I have the following problem for complex matrices: $G$ is a positive-definite, hermitian 2x2-matrix and $W$ an invertible 2x2 matrix. Moreover, $WGW^\dagger = G$ holds. Does this imply that $W$ is unitary (with respect to the standard scalar product)?

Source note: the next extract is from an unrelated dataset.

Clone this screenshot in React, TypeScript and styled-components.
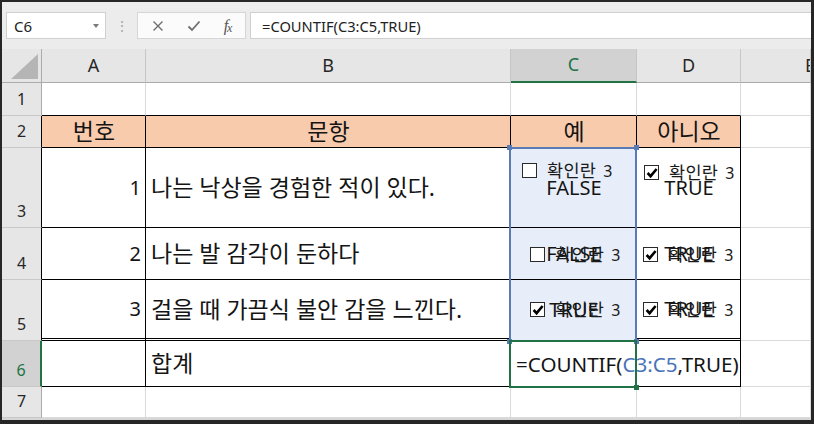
import styled, { createGlobalStyle } from 'styled-components';

const GlobalStyle = createGlobalStyle`
  html, body {
    margin: 0;
    padding: 0;
    background: #ffffff;
  }
  body {
    font-family: "Noto Sans", "Noto Sans CJK KR", sans-serif;
    color: #111;
  }
`;

const GREEN = '#217346';
const RANGE = '#5a7cb6';

const Frame = styled.div`
  width: 814px;
  height: 424px;
  box-sizing: border-box;
  border: 2px solid #262626;
  border-right-width: 3px;
  border-bottom-width: 4px;
  background: #d8d8d8;
  overflow: hidden;
  display: flex;
  flex-direction: column;
`;

const FormulaBar = styled.div`
  height: 47px;
  flex: none;
  box-sizing: border-box;
  padding: 10px 0 0 4px;
  background: #ececec;
  display: flex;
  align-items: flex-start;
`;

const NameBox = styled.div`
  width: 100px;
  height: 27px;
  box-sizing: border-box;
  border: 1px solid #d0d0d0;
  background: #fff;
  display: flex;
  align-items: center;
  justify-content: space-between;
  padding: 0 6px 0 7px;
  font-size: 15px;
  color: #222;
`;

const Caret = styled.span`
  width: 0;
  height: 0;
  border-left: 3.5px solid transparent;
  border-right: 3.5px solid transparent;
  border-top: 4px solid #7a7a7a;
`;

const Dots = styled.div`
  width: 31px;
  height: 27px;
  display: flex;
  align-items: center;
  justify-content: center;
  color: #a8a8a8;
  font-size: 14px;
`;

const ButtonBox = styled.div`
  width: 109px;
  height: 27px;
  box-sizing: border-box;
  border: 1px solid #d6d6d6;
  background: #fbfbfb;
  display: flex;
  align-items: center;
  justify-content: space-around;
  padding: 0 2px;
  color: #6e6e6e;
`;

const Fx = styled.i`
  font-family: "Liberation Serif", serif;
  font-size: 16px;
  color: #555;
  letter-spacing: -1px;
  & > span {
    font-size: 12px;
    position: relative;
    top: 1px;
  }
`;

const FormulaInput = styled.div`
  flex: 1;
  height: 27px;
  margin-left: 4px;
  box-sizing: border-box;
  border: 1px solid #d0d0d0;
  border-right: none;
  background: #fff;
  display: flex;
  align-items: center;
  padding-left: 11px;
  font-size: 14.7px;
  color: #222;
`;

const Sheet = styled.div`
  display: grid;
  grid-template-columns: 40px 104px 365px 126px 104px 70px;
  grid-template-rows: 34px 33px 32px 80px 52px 61px 46px 31px;
  background: #fff;
`;

const Placed = styled.div<{ $r: number; $c: number; $rs?: number }>`
  grid-row: ${p => p.$r} / span ${p => p.$rs ?? 1};
  grid-column: ${p => p.$c};
  box-sizing: border-box;
`;

const Corner = styled(Placed)`
  background: #e6e6e6;
  border-right: 1px solid #ababab;
  border-bottom: 1px solid #ababab;
  display: flex;
  align-items: flex-end;
  justify-content: flex-end;
  padding: 0 3px 3px 0;
`;

const ColHead = styled(Placed)<{ $sel?: boolean }>`
  background: ${p => (p.$sel ? '#d2d2d2' : '#e6e6e6')};
  color: ${p => (p.$sel ? GREEN : '#262626')};
  border-right: 1px solid #c6c6c6;
  border-bottom: ${p => (p.$sel ? `2px solid ${GREEN}` : '1px solid #ababab')};
  display: flex;
  align-items: center;
  justify-content: center;
  font-size: 18px;
  padding-bottom: 2px;
  overflow: hidden;
`;

const EdgeHead = styled(ColHead)`
  justify-content: flex-start;
  padding-left: 64px;
`;

const RowHead = styled(Placed)<{ $sel?: boolean; $edge?: boolean }>`
  background: ${p => (p.$sel ? '#d2d2d2' : '#e6e6e6')};
  color: ${p => (p.$sel ? GREEN : '#262626')};
  border-bottom: 1px solid #c8c8c8;
  border-right: ${p =>
    p.$sel ? `2px solid ${GREEN}` : p.$edge ? '1px solid #000' : '1px solid #ababab'};
  display: flex;
  align-items: flex-end;
  justify-content: center;
  font-size: 16px;
  line-height: 1;
  padding-bottom: 8px;
`;

type Border = 'table' | 'top' | 'grid';

const Cell = styled(Placed)<{
  $align?: 'left' | 'center' | 'right';
  $fill?: 'peach' | 'range';
  $border?: Border;
  $double?: boolean;
  $ko?: boolean;
}>`
  position: relative;
  background: ${p => (p.$fill === 'peach' ? '#f8cbad' : p.$fill === 'range' ? '#e7eef9' : '#fff')};
  border-right: 1px solid ${p => (p.$border === 'table' ? '#000' : '#dadada')};
  border-bottom: ${p =>
    p.$double
      ? '3px double #000'
      : p.$border === 'table' || p.$border === 'top'
        ? '1px solid #000'
        : '1px solid #dadada'};
  display: flex;
  align-items: center;
  justify-content: ${p =>
    p.$align === 'right' ? 'flex-end' : p.$align === 'center' ? 'center' : 'flex-start'};
  padding: 0 4px 0 5px;
  font-size: ${p => (p.$ko ? '23px' : '20px')};
  line-height: 1;
  white-space: nowrap;
  color: #141414;
`;

const EditCell = styled(Cell)`
  z-index: 2;
  overflow: visible;
  padding-left: 5px;
  padding-top: 1px;
  font-size: 20.6px;
`;

const Ref = styled.span`
  color: #4a74b8;
`;

const Control = styled.div<{ $x: number; $y: number }>`
  position: absolute;
  left: ${p => p.$x}px;
  top: ${p => p.$y}px;
  display: flex;
  align-items: center;
  gap: 10px;
  line-height: 1;
  color: #1a1a1a;
`;

const Label = styled.span`
  display: flex;
  align-items: center;
  gap: 7px;
`;

const LabelKo = styled.span`
  font-size: 17.5px;
  letter-spacing: 0.3px;
`;

const LabelNum = styled.span`
  font-size: 16px;
`;

const Box = styled.span`
  width: 15px;
  height: 15px;
  flex: none;
  box-sizing: border-box;
  border: 1px solid #2a2a2a;
  background: #fff;
  display: flex;
  align-items: center;
  justify-content: center;
`;

const Selection = styled(Placed)<{ $color: string }>`
  position: relative;
  z-index: 3;
  margin: -1px 0 -1px -2px;
  border: 2px solid ${p => p.$color};
  pointer-events: none;
`;

const Handle = styled.span<{ $color: string; $v: 'top' | 'bottom'; $h: 'left' | 'right' }>`
  position: absolute;
  width: 5px;
  height: 5px;
  background: ${p => p.$color};
  ${p => p.$v}: -4px;
  ${p => p.$h}: -4px;
`;

const Strip = styled.div`
  flex: 1;
  background: #d6d6d6;
`;

const CheckBox = ({ checked, x, y }: { checked: boolean; x: number; y: number }) => (
  <Control $x={x} $y={y}>
    <Box>
      {checked && (
        <svg width="12" height="12" viewBox="0 0 12 12">
          <path d="M1.6 6 L4.6 9.2 L10.6 2" fill="none" stroke="#000" strokeWidth="2.6" />
        </svg>
      )}
    </Box>
    <Label>
      <LabelKo>확인란</LabelKo>
      <LabelNum>3</LabelNum>
    </Label>
  </Control>
);

const cols = ['A', 'B', 'C', 'D'];

type Choice = { value: string; checked: boolean; x: number; y: number };

type Row = {
  n: number;
  num: string;
  text: string;
  c: Choice;
  d: Choice;
};

const rows: Row[] = [
  {
    n: 3,
    num: '1',
    text: '나는 낙상을 경험한 적이 있다.',
    c: { value: 'FALSE', checked: false, x: 11, y: 14 },
    d: { value: 'TRUE', checked: true, x: 7, y: 16 },
  },
  {
    n: 4,
    num: '2',
    text: '나는 발 감각이 둔하다',
    c: { value: 'FALSE', checked: false, x: 19, y: 18 },
    d: { value: 'TRUE', checked: true, x: 6, y: 18 },
  },
  {
    n: 5,
    num: '3',
    text: '걸을 때 가끔식 불안 감을 느낀다.',
    c: { value: 'TRUE', checked: true, x: 19, y: 21 },
    d: { value: 'TRUE', checked: true, x: 6, y: 21 },
  },
];

const App = () => {
  return (
    <>
      <GlobalStyle />
      <Frame>
        <FormulaBar>
          <NameBox>
            C6
            <Caret />
          </NameBox>
          <Dots>⋮</Dots>
          <ButtonBox>
            <svg width="12" height="12" viewBox="0 0 12 12">
              <path d="M1.5 1.5 L10.5 10.5 M10.5 1.5 L1.5 10.5" stroke="#6e6e6e" strokeWidth="1.4" />
            </svg>
            <svg width="14" height="12" viewBox="0 0 14 12">
              <path d="M1.5 6.5 L5 10 L12.5 1.5" fill="none" stroke="#6e6e6e" strokeWidth="1.8" />
            </svg>
            <Fx>
              f<span>x</span>
            </Fx>
          </ButtonBox>
          <FormulaInput>=COUNTIF(C3:C5,TRUE)</FormulaInput>
        </FormulaBar>

        <Sheet>
          <Corner $r={1} $c={1}>
            <svg width="27" height="25" viewBox="0 0 27 25">
              <polygon points="27,0 27,25 0,25" fill="#b5b5b5" />
            </svg>
          </Corner>
          {cols.map((name, i) => (
            <ColHead key={name} $r={1} $c={i + 2} $sel={name === 'C'}>
              {name}
            </ColHead>
          ))}
          <EdgeHead $r={1} $c={6}>
            E
          </EdgeHead>

          {[1, 2, 3, 4, 5, 6, 7].map(n => (
            <RowHead key={n} $r={n + 1} $c={1} $sel={n === 6} $edge={n >= 2 && n <= 5}>
              {n}
            </RowHead>
          ))}

          {/* row 1 */}
          {[2, 3, 4, 5].map(c => (
            <Cell key={`r1-${c}`} $r={2} $c={c} $border="top" />
          ))}
          <Cell $r={2} $c={6} />

          {/* row 2: headings */}
          <Cell $r={3} $c={2} $align="center" $fill="peach" $border="table" $ko>
            번호
          </Cell>
          <Cell $r={3} $c={3} $align="center" $fill="peach" $border="table" $ko>
            문항
          </Cell>
          <Cell $r={3} $c={4} $align="center" $fill="peach" $border="table" $ko>
            예
          </Cell>
          <Cell $r={3} $c={5} $align="center" $fill="peach" $border="table" $ko>
            아니오
          </Cell>
          <Cell $r={3} $c={6} />

          {rows.flatMap(row => [
            <Cell key={`a${row.n}`} $r={row.n + 1} $c={2} $align="right" $border="table" $double={row.n === 5}>
              {row.num}
            </Cell>,
            <Cell key={`b${row.n}`} $r={row.n + 1} $c={3} $border="table" $double={row.n === 5} $ko>
              {row.text}
            </Cell>,
            <Cell key={`c${row.n}`} $r={row.n + 1} $c={4} $align="center" $fill="range" $border="table">
              {row.c.value}
              <CheckBox checked={row.c.checked} x={row.c.x} y={row.c.y} />
            </Cell>,
            <Cell key={`d${row.n}`} $r={row.n + 1} $c={5} $align="center" $border="table" $double={row.n === 5}>
              {row.d.value}
              <CheckBox checked={row.d.checked} x={row.d.x} y={row.d.y} />
            </Cell>,
            <Cell key={`e${row.n}`} $r={row.n + 1} $c={6} />,
          ])}

          {/* row 6: total */}
          <Cell $r={7} $c={2} $border="table" />
          <Cell $r={7} $c={3} $border="table" $ko>
            합계
          </Cell>
          <EditCell $r={7} $c={4} $border="table">
            =COUNTIF(<Ref>C3:C5</Ref>,TRUE)
          </EditCell>
          <Cell $r={7} $c={5} $border="table" />
          <Cell $r={7} $c={6} />

          {/* row 7 */}
          {[2, 3, 4, 5, 6].map(c => (
            <Cell key={`r7-${c}`} $r={8} $c={c} />
          ))}

          <Selection $r={4} $rs={3} $c={4} $color={RANGE}>
            <Handle $color={RANGE} $v="top" $h="left" />
            <Handle $color={RANGE} $v="top" $h="right" />
            <Handle $color={RANGE} $v="bottom" $h="left" />
            <Handle $color={RANGE} $v="bottom" $h="right" />
          </Selection>
          <Selection $r={7} $c={4} $color={GREEN}>
            <Handle $color={GREEN} $v="bottom" $h="right" />
          </Selection>
        </Sheet>
        <Strip />
      </Frame>
    </>
  );
};

export default App;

(Edit: The answer is NO. See the counter example below!) At first sight, it seemed obvious to me that the answer is YES. However, I still could not prove it. One should probably use the fact that $G = UDU^\dagger$ for unitary $U$ and a positive-definite diagonal matrix $D$. Furthermore, $\text{det}(WGW^\dagger) = \text{det}(W) \text{det}(G) \text{det}(W^\dagger) = \text{det}(G)$ and combined with $\text{det}(G) >0$ this yields $|\text{det}(G)| = 1$.
This is indication for the fact that $W$ could be unitary, but it's of course not enough.
Any help is welcome! Thanks a lot!
Cheers Qwerkopf
PS: What would the answer be in case of dxd-matrices?
Write that $G = MM^\dagger$ (e.g. via the Cholesky decomposition). Then we have $$ WGW^\dagger = G \iff\\ (WM)(WM)^\dagger = MM^\dagger \iff\\ (M^{-1}WM)(M^{-1}WM)^\dagger = I $$ That is, this is equivalent to saying that $M^{-1}WM$ is unitary, which is to say that $W = MUM^{-1}$ for some unitary $U$.
That is, in general: all we can know is that $M$ is similar to a unitary matrix (so it is diagonalizable with the correct eigenvalues, but won't necessarily satisfy $WW^\dagger = I$).
Counterexample: Take $$ M = \pmatrix{1&1\\0&1}, \quad G = MM^\dagger = \pmatrix{2&1\\1&1}\\ $$ Now, take $$ W = M \pmatrix{1\\&-1}M^{-1} = \pmatrix{1&-2\\0&-1} $$